- [Problem statement] Leave out the images; return the rest of the data exactly.

+++++

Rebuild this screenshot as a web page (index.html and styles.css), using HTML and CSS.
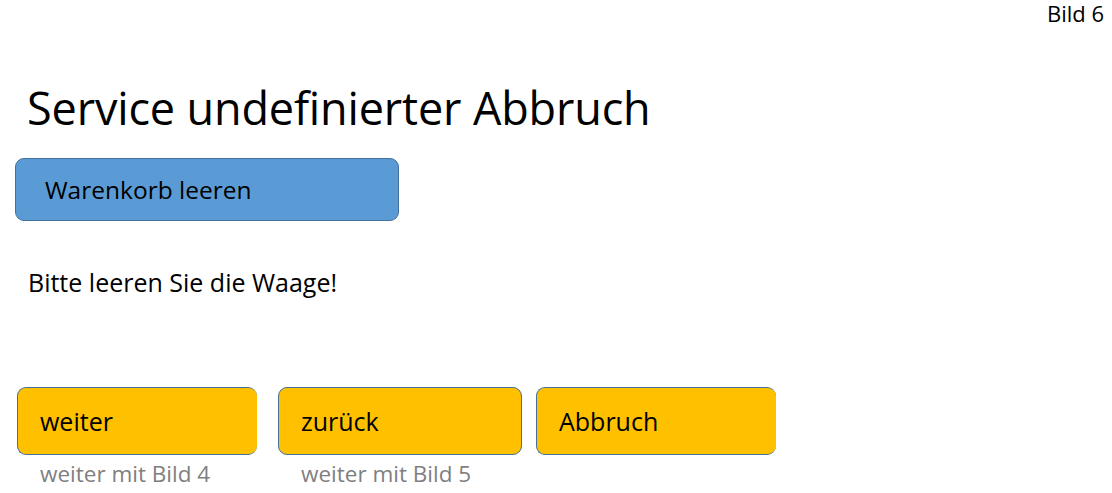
FILE: index.html
```html
<!DOCTYPE html>
<html lang="de">
<head>
<meta charset="utf-8">
<title>Bild 6</title>
<link rel="stylesheet" href="styles.css">
</head>
<body>
<div class="page">
  <div class="slide-no">Bild 6</div>
  <h1 class="title">Service undefinierter Abbruch</h1>
  <div class="btn btn-blue">Warenkorb leeren</div>
  <p class="msg">Bitte leeren Sie die Waage!</p>
  <div class="actions">
    <div class="action">
      <div class="btn btn-yellow w1 cut">weiter</div>
      <div class="hint">weiter mit Bild 4</div>
    </div>
    <div class="action">
      <div class="btn btn-yellow w2">zurück</div>
      <div class="hint">weiter mit Bild 5</div>
    </div>
    <div class="action">
      <div class="btn btn-yellow w3 cut">Abbruch</div>
    </div>
  </div>
</div>
</body>
</html>
```
FILE: styles.css
```css
html, body {
  margin: 0;
  padding: 0;
  background: #ffffff;
}
.page {
  width: 1112px;
  height: 493px;
  box-sizing: border-box;
  padding: 0 0 0 15px;
  font-family: "Open Sans", "Liberation Sans", sans-serif;
  color: #000;
  display: flex;
  flex-direction: column;
  align-items: flex-start;
}
.slide-no {
  align-self: flex-end;
  margin: 0 8px 0 0;
  font-size: 22px;
  line-height: 26px;
}
.title {
  margin: 54px 0 0 12px;
  font-weight: 400;
  font-size: 45px;
  line-height: 56px;
  letter-spacing: -0.15px;
}
.btn {
  box-sizing: border-box;
  border: 1px solid #41719c;
  border-radius: 9px;
  display: flex;
  align-items: center;
}
.btn-blue {
  margin-top: 22px;
  width: 384px;
  height: 63px;
  background: #5b9bd5;
  padding: 0 0 0 29px;
  font-size: 24.5px;
}
.msg {
  margin: 46px 0 0 13px;
  font-size: 25px;
  line-height: 30px;
}
.actions {
  margin-top: 90px;
  display: flex;
  padding-left: 2px;
}
.action {
  display: flex;
  flex-direction: column;
}
.btn-yellow {
  height: 68px;
  background: #ffc000;
  padding: 0 0 0 22px;
  font-size: 25px;
}
.cut {
  border-right: none;
}
.w1 { width: 240px; margin-right: 21px; }
.w2 { width: 244px; margin-right: 14px; }
.w3 { width: 240px; }
.hint {
  margin: 4px 0 0 23px;
  color: #7f7f7f;
  font-size: 22.5px;
  line-height: 30px;
}
```
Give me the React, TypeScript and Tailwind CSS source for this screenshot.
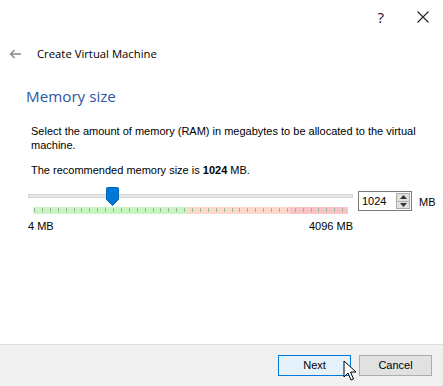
import React from "react";

const ticks = Array.from({ length: 40 }, (_, i) => i);
const body = { fontFamily: '"Liberation Sans", Arial, sans-serif' };
const ui = { fontFamily: '"Open Sans", "Noto Sans", sans-serif' };

function Thumb() {
  return (
    <svg width="13" height="19" viewBox="0 0 13 19" className="absolute left-[77px] top-[-8px]">
      <path d="M0.5 1.5 Q0.5 0.5 1.5 0.5 H11.5 Q12.5 0.5 12.5 1.5 V12.5 L6.5 18.5 L0.5 12.5 Z" fill="#0078d7" stroke="#0066b8" />
    </svg>
  );
}

function Cursor() {
  return (
    <svg width="14" height="22" viewBox="0 0 14 22" className="absolute left-[343px] top-[360px]">
      <path d="M1 1 V17 L5 13 L8 20 L10.5 19 L7.5 12 H13 Z" fill="#fff" stroke="#000" strokeWidth="1" strokeLinejoin="miter" />
    </svg>
  );
}

export default function App() {
  return (
    <div className="relative w-[443px] h-[386px] bg-white overflow-hidden flex flex-col text-[#000]" style={body}>
      {/* title bar buttons */}
      <div className="flex justify-end h-[34px] pt-[8px] pr-[14px] gap-[33px] text-[#111]">
        <span className="text-[15px] leading-[18px]" style={ui}>?</span>
        <svg width="12" height="12" viewBox="0 0 12 12" className="mt-[3px]">
          <path d="M0.5 0.5 L11.5 11.5 M11.5 0.5 L0.5 11.5" stroke="#222" strokeWidth="1.1" />
        </svg>
      </div>

      {/* header */}
      <div className="flex items-center h-[38px] pl-[9px] pt-[2px]">
        <svg width="13" height="10" viewBox="0 0 13 10">
          <path d="M12 5 H1.5 M5.5 1 L1.5 5 L5.5 9" stroke="#888" strokeWidth="1.4" fill="none" />
        </svg>
        <span className="ml-[15px] text-[11.3px]" style={ui}>Create Virtual Machine</span>
      </div>

      <div className="pl-[26px] mt-[13px] text-[15.2px] leading-[22px] text-[#2d56a3]" style={ui}>Memory size</div>

      <div className="pl-[31px] pr-[8px] mt-[17px] text-[11px] leading-[14px]">
        <p>Select the amount of memory (RAM) in megabytes to be allocated to the virtual machine.</p>
        <p className="mt-[11px]">The recommended memory size is <b>1024</b> MB.</p>
      </div>

      {/* slider row */}
      <div className="flex items-start mt-[9px] pl-[28px]">
        <div className="w-[325px]">
          <div className="relative h-[4px] mt-[8px] bg-[#e7e7e7] border border-[#d6d6d6]">
            <Thumb />
          </div>
          <div className="flex h-[7px] mt-[9px] ml-[5px] w-[315px]">
            <div className="w-[155px] bg-[#c9f5c3]" />
            <div className="w-[102px] bg-[#fbd7c7]" />
            <div className="w-[58px] bg-[#f9c4c6]" />
          </div>
          <div className="relative h-0 ml-[5px]">
            {ticks.map((i) => (
              <div key={i} className="absolute top-[-6px] w-px h-[4px] bg-[#9bb59a]" style={{ left: 1 + i * 7.9 }} />
            ))}
          </div>
          <div className="flex justify-between mt-[4px] text-[11px]">
            <span>4 MB</span>
            <span>4096 MB</span>
          </div>
        </div>
        <div className="ml-[5px] mt-[5px] flex items-center w-[54px] h-[20px] border border-[#7a7a7a] bg-white">
          <span className="flex-1 pl-[3px] text-[11px]">1024</span>
          <div className="flex flex-col w-[14px] h-[16px] mr-[1px] border border-[#adadad] bg-[#e1e1e1]">
            <div className="flex-1 flex items-center justify-center border-b border-[#adadad]">
              <svg width="7" height="4" viewBox="0 0 7 4"><path d="M0 4 L3.5 0 L7 4 Z" fill="#333" /></svg>
            </div>
            <div className="flex-1 flex items-center justify-center">
              <svg width="7" height="4" viewBox="0 0 7 4"><path d="M0 0 L3.5 4 L7 0 Z" fill="#333" /></svg>
            </div>
          </div>
        </div>
        <span className="ml-[7px] mt-[8px] text-[11px]">MB</span>
      </div>

      <div className="flex-1" />

      {/* footer */}
      <div className="h-[42px] bg-[#f0f0f0] border-t border-[#dfdfdf] flex items-center justify-end gap-[8px] pr-[11px]">
        <button className="w-[73px] h-[21px] border border-[#0078d7] bg-[#e5f1fb] text-[11px]">Next</button>
        <button className="w-[73px] h-[21px] border border-[#adadad] bg-[#e1e1e1] text-[11px]">Cancel</button>
      </div>

      <Cursor />
    </div>
  );
}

+++++

- [Output for this task]
Rebuild this screenshot as a web page (index.html and styles.css), using HTML and CSS.
FILE: index.html
```html
<!DOCTYPE html>
<html lang="de">
<head>
<meta charset="utf-8">
<title>Bild 6</title>
<link rel="stylesheet" href="styles.css">
</head>
<body>
<div class="page">
  <div class="slide-no">Bild 6</div>
  <h1 class="title">Service undefinierter Abbruch</h1>
  <div class="btn btn-blue">Warenkorb leeren</div>
  <p class="msg">Bitte leeren Sie die Waage!</p>
  <div class="actions">
    <div class="action">
      <div class="btn btn-yellow w1 cut">weiter</div>
      <div class="hint">weiter mit Bild 4</div>
    </div>
    <div class="action">
      <div class="btn btn-yellow w2">zurück</div>
      <div class="hint">weiter mit Bild 5</div>
    </div>
    <div class="action">
      <div class="btn btn-yellow w3 cut">Abbruch</div>
    </div>
  </div>
</div>
</body>
</html>
```
FILE: styles.css
```css
html, body {
  margin: 0;
  padding: 0;
  background: #ffffff;
}
.page {
  width: 1112px;
  height: 493px;
  box-sizing: border-box;
  padding: 0 0 0 15px;
  font-family: "Open Sans", "Liberation Sans", sans-serif;
  color: #000;
  display: flex;
  flex-direction: column;
  align-items: flex-start;
}
.slide-no {
  align-self: flex-end;
  margin: 0 8px 0 0;
  font-size: 22px;
  line-height: 26px;
}
.title {
  margin: 54px 0 0 12px;
  font-weight: 400;
  font-size: 45px;
  line-height: 56px;
  letter-spacing: -0.15px;
}
.btn {
  box-sizing: border-box;
  border: 1px solid #41719c;
  border-radius: 9px;
  display: flex;
  align-items: center;
}
.btn-blue {
  margin-top: 22px;
  width: 384px;
  height: 63px;
  background: #5b9bd5;
  padding: 0 0 0 29px;
  font-size: 24.5px;
}
.msg {
  margin: 46px 0 0 13px;
  font-size: 25px;
  line-height: 30px;
}
.actions {
  margin-top: 90px;
  display: flex;
  padding-left: 2px;
}
.action {
  display: flex;
  flex-direction: column;
}
.btn-yellow {
  height: 68px;
  background: #ffc000;
  padding: 0 0 0 22px;
  font-size: 25px;
}
.cut {
  border-right: none;
}
.w1 { width: 240px; margin-right: 21px; }
.w2 { width: 244px; margin-right: 14px; }
.w3 { width: 240px; }
.hint {
  margin: 4px 0 0 23px;
  color: #7f7f7f;
  font-size: 22.5px;
  line-height: 30px;
}
```
Give me the React, TypeScript and Tailwind CSS source for this screenshot.
import React from "react";

const ticks = Array.from({ length: 40 }, (_, i) => i);
const body = { fontFamily: '"Liberation Sans", Arial, sans-serif' };
const ui = { fontFamily: '"Open Sans", "Noto Sans", sans-serif' };

function Thumb() {
  return (
    <svg width="13" height="19" viewBox="0 0 13 19" className="absolute left-[77px] top-[-8px]">
      <path d="M0.5 1.5 Q0.5 0.5 1.5 0.5 H11.5 Q12.5 0.5 12.5 1.5 V12.5 L6.5 18.5 L0.5 12.5 Z" fill="#0078d7" stroke="#0066b8" />
    </svg>
  );
}

function Cursor() {
  return (
    <svg width="14" height="22" viewBox="0 0 14 22" className="absolute left-[343px] top-[360px]">
      <path d="M1 1 V17 L5 13 L8 20 L10.5 19 L7.5 12 H13 Z" fill="#fff" stroke="#000" strokeWidth="1" strokeLinejoin="miter" />
    </svg>
  );
}

export default function App() {
  return (
    <div className="relative w-[443px] h-[386px] bg-white overflow-hidden flex flex-col text-[#000]" style={body}>
      {/* title bar buttons */}
      <div className="flex justify-end h-[34px] pt-[8px] pr-[14px] gap-[33px] text-[#111]">
        <span className="text-[15px] leading-[18px]" style={ui}>?</span>
        <svg width="12" height="12" viewBox="0 0 12 12" className="mt-[3px]">
          <path d="M0.5 0.5 L11.5 11.5 M11.5 0.5 L0.5 11.5" stroke="#222" strokeWidth="1.1" />
        </svg>
      </div>

      {/* header */}
      <div className="flex items-center h-[38px] pl-[9px] pt-[2px]">
        <svg width="13" height="10" viewBox="0 0 13 10">
          <path d="M12 5 H1.5 M5.5 1 L1.5 5 L5.5 9" stroke="#888" strokeWidth="1.4" fill="none" />
        </svg>
        <span className="ml-[15px] text-[11.3px]" style={ui}>Create Virtual Machine</span>
      </div>

      <div className="pl-[26px] mt-[13px] text-[15.2px] leading-[22px] text-[#2d56a3]" style={ui}>Memory size</div>

      <div className="pl-[31px] pr-[8px] mt-[17px] text-[11px] leading-[14px]">
        <p>Select the amount of memory (RAM) in megabytes to be allocated to the virtual machine.</p>
        <p className="mt-[11px]">The recommended memory size is <b>1024</b> MB.</p>
      </div>

      {/* slider row */}
      <div className="flex items-start mt-[9px] pl-[28px]">
        <div className="w-[325px]">
          <div className="relative h-[4px] mt-[8px] bg-[#e7e7e7] border border-[#d6d6d6]">
            <Thumb />
          </div>
          <div className="flex h-[7px] mt-[9px] ml-[5px] w-[315px]">
            <div className="w-[155px] bg-[#c9f5c3]" />
            <div className="w-[102px] bg-[#fbd7c7]" />
            <div className="w-[58px] bg-[#f9c4c6]" />
          </div>
          <div className="relative h-0 ml-[5px]">
            {ticks.map((i) => (
              <div key={i} className="absolute top-[-6px] w-px h-[4px] bg-[#9bb59a]" style={{ left: 1 + i * 7.9 }} />
            ))}
          </div>
          <div className="flex justify-between mt-[4px] text-[11px]">
            <span>4 MB</span>
            <span>4096 MB</span>
          </div>
        </div>
        <div className="ml-[5px] mt-[5px] flex items-center w-[54px] h-[20px] border border-[#7a7a7a] bg-white">
          <span className="flex-1 pl-[3px] text-[11px]">1024</span>
          <div className="flex flex-col w-[14px] h-[16px] mr-[1px] border border-[#adadad] bg-[#e1e1e1]">
            <div className="flex-1 flex items-center justify-center border-b border-[#adadad]">
              <svg width="7" height="4" viewBox="0 0 7 4"><path d="M0 4 L3.5 0 L7 4 Z" fill="#333" /></svg>
            </div>
            <div className="flex-1 flex items-center justify-center">
              <svg width="7" height="4" viewBox="0 0 7 4"><path d="M0 0 L3.5 4 L7 0 Z" fill="#333" /></svg>
            </div>
          </div>
        </div>
        <span className="ml-[7px] mt-[8px] text-[11px]">MB</span>
      </div>

      <div className="flex-1" />

      {/* footer */}
      <div className="h-[42px] bg-[#f0f0f0] border-t border-[#dfdfdf] flex items-center justify-end gap-[8px] pr-[11px]">
        <button className="w-[73px] h-[21px] border border-[#0078d7] bg-[#e5f1fb] text-[11px]">Next</button>
        <button className="w-[73px] h-[21px] border border-[#adadad] bg-[#e1e1e1] text-[11px]">Cancel</button>
      </div>

      <Cursor />
    </div>
  );
}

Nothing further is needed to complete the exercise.